My crazy bee tale
The craziest thing happened to me yesterday evening. It all started earlier in the week when I visited my bees on Tuesday to give them some sugar syrup as Mike Townsend, local walking bee encyclopedia, instructed me to. Then on Thursday and Friday emails were going round and bee people were twittering that with a particularly bad weekend of weather forecast, beekeepers should continue feeding their bees.
So, yesterday evening after work I donned my bee suit, took my syrup (I opted for a weaker “summer” syrup of 1 pint water to 1lb sugar having chatted to a lady on the BBKA stand at Gardener's World Live yesterday) got in the car and drove to my Beehaus in Leamington Spa. I decided to drive in my beesuit as it's a faff taking my shoes off and zipping myself into it when I'm there. (I'm sure I got a few strange looks as I drove past in my bright orange 'boiler suit'). Anyway, I arrived at the bees.
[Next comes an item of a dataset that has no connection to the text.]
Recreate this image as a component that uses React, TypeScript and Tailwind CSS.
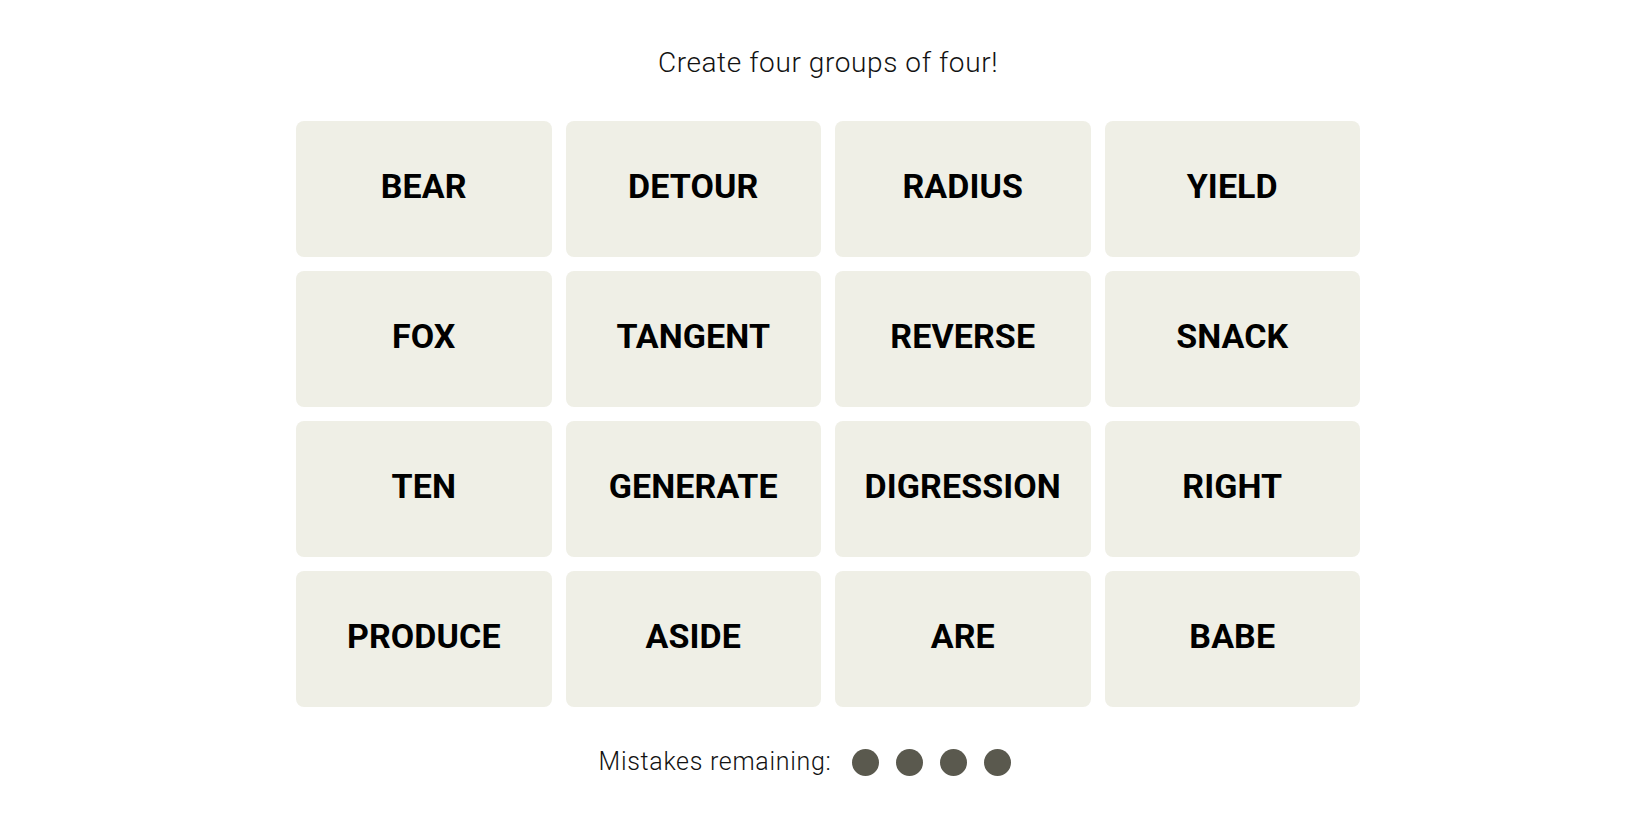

I knew I wanted to be quick because although it wasn't raining the wind was blowing a gale and I didn't want to disturb them too much.
But, before I get into lifting the lid of the Beehaus, I'll explain how I feed the bees. It is very simple really. On top of my Beehaus is a big green lid, when you take that off you have four clearer boards that cover the top of the hive. If you want to feed your bees, you can replace one of the clearer boards with one that has a small oval hole in the middle – about 5cm wide by 10cm long. You take your polythene bag that is full of syrup and prick about 10 little holes in it using a pin and then place this over the hole in the clearer board. The bees will then come up to it and suck the syrup through these little holes. So, all I had to do last night was replace the empty polythene bag with the new one I had brought. Easy Peazy. I just wanted to make sure that I was quick so the bees didn't fly out through the hole in the clearer board – it doesn't matter if they do but the idea is not to cause too much disturbance.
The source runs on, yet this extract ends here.